Problem requirements:
Reproduce the listing exactly, with no pictures in your copy.

Data shown:
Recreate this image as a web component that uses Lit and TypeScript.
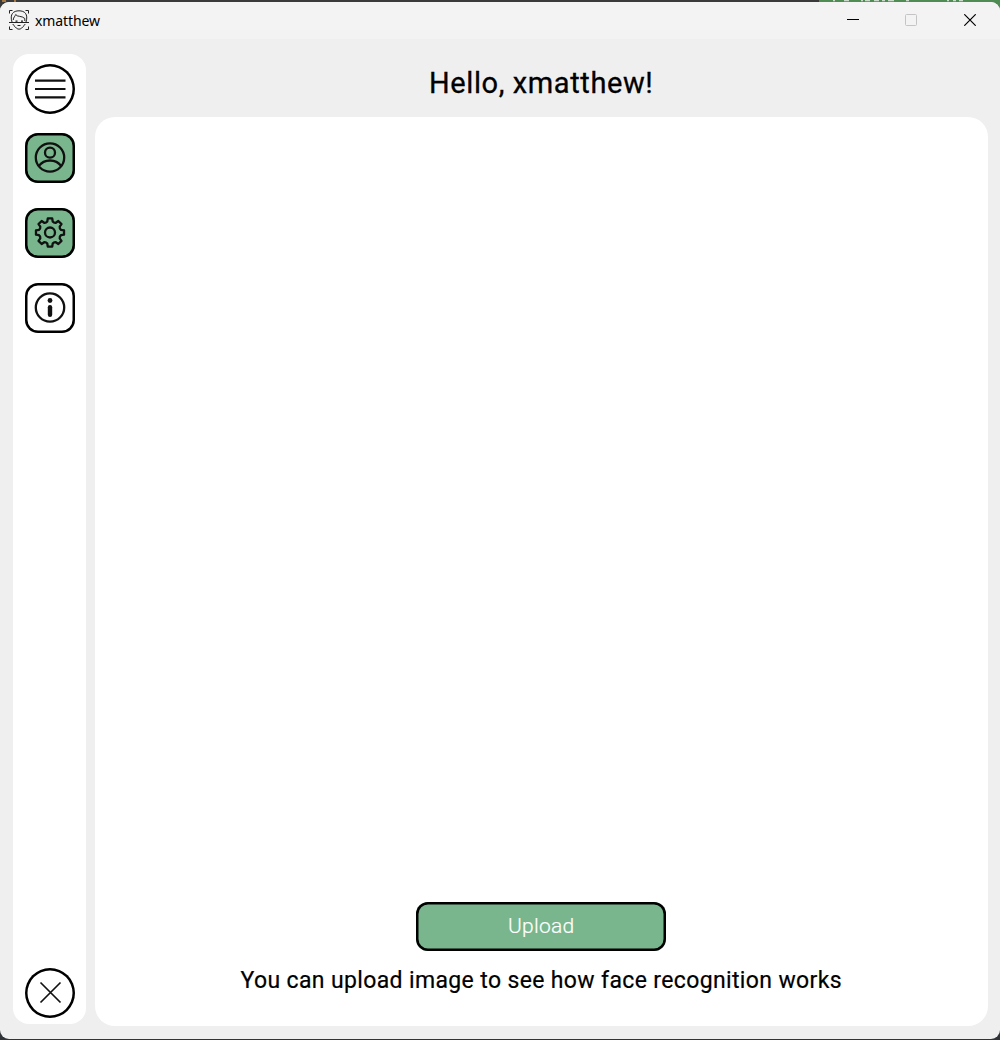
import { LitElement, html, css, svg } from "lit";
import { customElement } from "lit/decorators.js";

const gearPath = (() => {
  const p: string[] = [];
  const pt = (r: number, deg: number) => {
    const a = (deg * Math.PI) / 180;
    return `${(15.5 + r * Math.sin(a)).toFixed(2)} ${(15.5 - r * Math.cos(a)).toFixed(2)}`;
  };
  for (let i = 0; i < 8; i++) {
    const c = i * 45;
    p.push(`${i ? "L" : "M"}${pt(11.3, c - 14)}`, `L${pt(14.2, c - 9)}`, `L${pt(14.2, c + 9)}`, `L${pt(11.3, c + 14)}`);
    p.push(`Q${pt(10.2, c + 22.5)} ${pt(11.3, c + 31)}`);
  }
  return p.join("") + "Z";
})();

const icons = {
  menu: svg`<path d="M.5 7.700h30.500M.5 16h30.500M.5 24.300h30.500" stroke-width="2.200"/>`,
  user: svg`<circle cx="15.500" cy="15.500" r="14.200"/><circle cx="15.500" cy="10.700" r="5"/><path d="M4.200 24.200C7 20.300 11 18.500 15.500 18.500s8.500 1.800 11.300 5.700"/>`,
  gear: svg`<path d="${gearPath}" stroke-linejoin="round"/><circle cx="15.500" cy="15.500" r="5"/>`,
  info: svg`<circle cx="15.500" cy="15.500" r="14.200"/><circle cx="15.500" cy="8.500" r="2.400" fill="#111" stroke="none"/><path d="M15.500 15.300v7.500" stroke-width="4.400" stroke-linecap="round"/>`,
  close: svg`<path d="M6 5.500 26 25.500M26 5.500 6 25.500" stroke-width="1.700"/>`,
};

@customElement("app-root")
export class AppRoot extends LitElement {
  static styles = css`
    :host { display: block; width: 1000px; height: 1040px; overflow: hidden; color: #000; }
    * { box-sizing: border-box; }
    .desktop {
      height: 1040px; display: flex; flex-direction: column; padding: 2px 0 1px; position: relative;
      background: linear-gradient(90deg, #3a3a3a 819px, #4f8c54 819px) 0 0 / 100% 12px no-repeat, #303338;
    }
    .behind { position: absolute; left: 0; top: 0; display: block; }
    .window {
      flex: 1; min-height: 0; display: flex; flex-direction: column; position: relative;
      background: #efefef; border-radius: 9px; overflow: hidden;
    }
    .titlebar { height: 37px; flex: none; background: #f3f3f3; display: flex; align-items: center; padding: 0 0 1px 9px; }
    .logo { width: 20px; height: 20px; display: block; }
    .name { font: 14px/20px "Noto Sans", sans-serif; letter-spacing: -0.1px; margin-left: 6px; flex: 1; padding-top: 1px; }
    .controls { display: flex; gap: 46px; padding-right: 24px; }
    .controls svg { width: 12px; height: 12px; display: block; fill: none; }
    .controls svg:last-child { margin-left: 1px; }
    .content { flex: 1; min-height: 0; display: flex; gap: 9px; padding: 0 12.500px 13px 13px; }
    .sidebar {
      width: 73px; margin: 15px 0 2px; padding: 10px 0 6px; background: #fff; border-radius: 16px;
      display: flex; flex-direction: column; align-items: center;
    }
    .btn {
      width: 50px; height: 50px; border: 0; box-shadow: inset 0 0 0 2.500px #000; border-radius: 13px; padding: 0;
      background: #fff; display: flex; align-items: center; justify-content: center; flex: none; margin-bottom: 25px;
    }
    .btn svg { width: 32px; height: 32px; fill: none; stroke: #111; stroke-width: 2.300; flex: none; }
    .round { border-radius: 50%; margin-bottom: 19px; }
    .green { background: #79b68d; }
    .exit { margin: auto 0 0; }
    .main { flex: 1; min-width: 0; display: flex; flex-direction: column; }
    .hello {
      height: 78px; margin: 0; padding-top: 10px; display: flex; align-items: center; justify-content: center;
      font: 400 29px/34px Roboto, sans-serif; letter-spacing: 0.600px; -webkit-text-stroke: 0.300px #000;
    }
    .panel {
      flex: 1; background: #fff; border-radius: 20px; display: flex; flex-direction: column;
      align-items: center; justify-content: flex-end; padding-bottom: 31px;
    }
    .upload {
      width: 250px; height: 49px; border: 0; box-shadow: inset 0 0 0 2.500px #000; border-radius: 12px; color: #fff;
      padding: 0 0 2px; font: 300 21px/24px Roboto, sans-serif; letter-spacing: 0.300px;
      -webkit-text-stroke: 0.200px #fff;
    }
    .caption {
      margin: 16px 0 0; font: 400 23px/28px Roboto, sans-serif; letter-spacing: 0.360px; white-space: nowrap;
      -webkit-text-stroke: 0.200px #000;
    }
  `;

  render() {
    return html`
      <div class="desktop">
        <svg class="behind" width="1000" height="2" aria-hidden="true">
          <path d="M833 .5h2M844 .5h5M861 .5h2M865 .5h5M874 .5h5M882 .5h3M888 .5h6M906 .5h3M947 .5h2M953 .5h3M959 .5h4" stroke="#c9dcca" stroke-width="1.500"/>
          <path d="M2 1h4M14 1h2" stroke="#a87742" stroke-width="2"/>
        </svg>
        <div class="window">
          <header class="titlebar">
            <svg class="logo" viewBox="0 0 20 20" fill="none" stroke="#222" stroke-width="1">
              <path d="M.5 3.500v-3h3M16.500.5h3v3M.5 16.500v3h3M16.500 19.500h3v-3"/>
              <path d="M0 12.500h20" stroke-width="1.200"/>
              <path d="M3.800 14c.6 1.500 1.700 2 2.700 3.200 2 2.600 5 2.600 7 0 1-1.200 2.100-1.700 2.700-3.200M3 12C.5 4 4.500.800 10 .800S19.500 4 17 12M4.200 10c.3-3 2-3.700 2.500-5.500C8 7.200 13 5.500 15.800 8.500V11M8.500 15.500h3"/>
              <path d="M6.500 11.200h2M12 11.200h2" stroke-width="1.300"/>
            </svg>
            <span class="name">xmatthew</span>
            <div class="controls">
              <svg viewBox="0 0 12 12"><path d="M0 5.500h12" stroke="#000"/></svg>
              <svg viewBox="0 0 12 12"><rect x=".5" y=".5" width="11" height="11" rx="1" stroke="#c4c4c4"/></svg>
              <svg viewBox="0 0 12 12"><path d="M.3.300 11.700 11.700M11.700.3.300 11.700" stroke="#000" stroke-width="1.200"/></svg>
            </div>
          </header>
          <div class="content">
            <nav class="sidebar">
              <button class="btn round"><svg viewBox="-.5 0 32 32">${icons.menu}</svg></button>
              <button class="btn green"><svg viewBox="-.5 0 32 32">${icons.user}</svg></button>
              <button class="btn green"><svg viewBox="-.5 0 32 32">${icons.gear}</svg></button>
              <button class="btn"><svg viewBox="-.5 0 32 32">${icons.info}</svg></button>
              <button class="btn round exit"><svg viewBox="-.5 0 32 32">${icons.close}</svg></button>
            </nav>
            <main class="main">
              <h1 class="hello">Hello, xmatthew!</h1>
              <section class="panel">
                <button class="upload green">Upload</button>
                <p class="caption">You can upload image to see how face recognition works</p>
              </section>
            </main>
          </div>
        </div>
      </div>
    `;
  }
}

Result for this exercise:
Recreate this image as a web component that uses Lit and TypeScript.
import { LitElement, html, css, svg } from "lit";
import { customElement } from "lit/decorators.js";

const gearPath = (() => {
  const p: string[] = [];
  const pt = (r: number, deg: number) => {
    const a = (deg * Math.PI) / 180;
    return `${(15.5 + r * Math.sin(a)).toFixed(2)} ${(15.5 - r * Math.cos(a)).toFixed(2)}`;
  };
  for (let i = 0; i < 8; i++) {
    const c = i * 45;
    p.push(`${i ? "L" : "M"}${pt(11.3, c - 14)}`, `L${pt(14.2, c - 9)}`, `L${pt(14.2, c + 9)}`, `L${pt(11.3, c + 14)}`);
    p.push(`Q${pt(10.2, c + 22.5)} ${pt(11.3, c + 31)}`);
  }
  return p.join("") + "Z";
})();

const icons = {
  menu: svg`<path d="M.5 7.700h30.500M.5 16h30.500M.5 24.300h30.500" stroke-width="2.200"/>`,
  user: svg`<circle cx="15.500" cy="15.500" r="14.200"/><circle cx="15.500" cy="10.700" r="5"/><path d="M4.200 24.200C7 20.300 11 18.500 15.500 18.500s8.500 1.800 11.300 5.700"/>`,
  gear: svg`<path d="${gearPath}" stroke-linejoin="round"/><circle cx="15.500" cy="15.500" r="5"/>`,
  info: svg`<circle cx="15.500" cy="15.500" r="14.200"/><circle cx="15.500" cy="8.500" r="2.400" fill="#111" stroke="none"/><path d="M15.500 15.300v7.500" stroke-width="4.400" stroke-linecap="round"/>`,
  close: svg`<path d="M6 5.500 26 25.500M26 5.500 6 25.500" stroke-width="1.700"/>`,
};

@customElement("app-root")
export class AppRoot extends LitElement {
  static styles = css`
    :host { display: block; width: 1000px; height: 1040px; overflow: hidden; color: #000; }
    * { box-sizing: border-box; }
    .desktop {
      height: 1040px; display: flex; flex-direction: column; padding: 2px 0 1px; position: relative;
      background: linear-gradient(90deg, #3a3a3a 819px, #4f8c54 819px) 0 0 / 100% 12px no-repeat, #303338;
    }
    .behind { position: absolute; left: 0; top: 0; display: block; }
    .window {
      flex: 1; min-height: 0; display: flex; flex-direction: column; position: relative;
      background: #efefef; border-radius: 9px; overflow: hidden;
    }
    .titlebar { height: 37px; flex: none; background: #f3f3f3; display: flex; align-items: center; padding: 0 0 1px 9px; }
    .logo { width: 20px; height: 20px; display: block; }
    .name { font: 14px/20px "Noto Sans", sans-serif; letter-spacing: -0.1px; margin-left: 6px; flex: 1; padding-top: 1px; }
    .controls { display: flex; gap: 46px; padding-right: 24px; }
    .controls svg { width: 12px; height: 12px; display: block; fill: none; }
    .controls svg:last-child { margin-left: 1px; }
    .content { flex: 1; min-height: 0; display: flex; gap: 9px; padding: 0 12.500px 13px 13px; }
    .sidebar {
      width: 73px; margin: 15px 0 2px; padding: 10px 0 6px; background: #fff; border-radius: 16px;
      display: flex; flex-direction: column; align-items: center;
    }
    .btn {
      width: 50px; height: 50px; border: 0; box-shadow: inset 0 0 0 2.500px #000; border-radius: 13px; padding: 0;
      background: #fff; display: flex; align-items: center; justify-content: center; flex: none; margin-bottom: 25px;
    }
    .btn svg { width: 32px; height: 32px; fill: none; stroke: #111; stroke-width: 2.300; flex: none; }
    .round { border-radius: 50%; margin-bottom: 19px; }
    .green { background: #79b68d; }
    .exit { margin: auto 0 0; }
    .main { flex: 1; min-width: 0; display: flex; flex-direction: column; }
    .hello {
      height: 78px; margin: 0; padding-top: 10px; display: flex; align-items: center; justify-content: center;
      font: 400 29px/34px Roboto, sans-serif; letter-spacing: 0.600px; -webkit-text-stroke: 0.300px #000;
    }
    .panel {
      flex: 1; background: #fff; border-radius: 20px; display: flex; flex-direction: column;
      align-items: center; justify-content: flex-end; padding-bottom: 31px;
    }
    .upload {
      width: 250px; height: 49px; border: 0; box-shadow: inset 0 0 0 2.500px #000; border-radius: 12px; color: #fff;
      padding: 0 0 2px; font: 300 21px/24px Roboto, sans-serif; letter-spacing: 0.300px;
      -webkit-text-stroke: 0.200px #fff;
    }
    .caption {
      margin: 16px 0 0; font: 400 23px/28px Roboto, sans-serif; letter-spacing: 0.360px; white-space: nowrap;
      -webkit-text-stroke: 0.200px #000;
    }
  `;

  render() {
    return html`
      <div class="desktop">
        <svg class="behind" width="1000" height="2" aria-hidden="true">
          <path d="M833 .5h2M844 .5h5M861 .5h2M865 .5h5M874 .5h5M882 .5h3M888 .5h6M906 .5h3M947 .5h2M953 .5h3M959 .5h4" stroke="#c9dcca" stroke-width="1.500"/>
          <path d="M2 1h4M14 1h2" stroke="#a87742" stroke-width="2"/>
        </svg>
        <div class="window">
          <header class="titlebar">
            <svg class="logo" viewBox="0 0 20 20" fill="none" stroke="#222" stroke-width="1">
              <path d="M.5 3.500v-3h3M16.500.5h3v3M.5 16.500v3h3M16.500 19.500h3v-3"/>
              <path d="M0 12.500h20" stroke-width="1.200"/>
              <path d="M3.800 14c.6 1.500 1.700 2 2.700 3.200 2 2.600 5 2.600 7 0 1-1.200 2.100-1.700 2.700-3.200M3 12C.5 4 4.500.800 10 .800S19.500 4 17 12M4.200 10c.3-3 2-3.700 2.500-5.500C8 7.200 13 5.500 15.800 8.500V11M8.500 15.500h3"/>
              <path d="M6.500 11.200h2M12 11.200h2" stroke-width="1.300"/>
            </svg>
            <span class="name">xmatthew</span>
            <div class="controls">
              <svg viewBox="0 0 12 12"><path d="M0 5.500h12" stroke="#000"/></svg>
              <svg viewBox="0 0 12 12"><rect x=".5" y=".5" width="11" height="11" rx="1" stroke="#c4c4c4"/></svg>
              <svg viewBox="0 0 12 12"><path d="M.3.300 11.700 11.700M11.700.3.300 11.700" stroke="#000" stroke-width="1.200"/></svg>
            </div>
          </header>
          <div class="content">
            <nav class="sidebar">
              <button class="btn round"><svg viewBox="-.5 0 32 32">${icons.menu}</svg></button>
              <button class="btn green"><svg viewBox="-.5 0 32 32">${icons.user}</svg></button>
              <button class="btn green"><svg viewBox="-.5 0 32 32">${icons.gear}</svg></button>
              <button class="btn"><svg viewBox="-.5 0 32 32">${icons.info}</svg></button>
              <button class="btn round exit"><svg viewBox="-.5 0 32 32">${icons.close}</svg></button>
            </nav>
            <main class="main">
              <h1 class="hello">Hello, xmatthew!</h1>
              <section class="panel">
                <button class="upload green">Upload</button>
                <p class="caption">You can upload image to see how face recognition works</p>
              </section>
            </main>
          </div>
        </div>
      </div>
    `;
  }
}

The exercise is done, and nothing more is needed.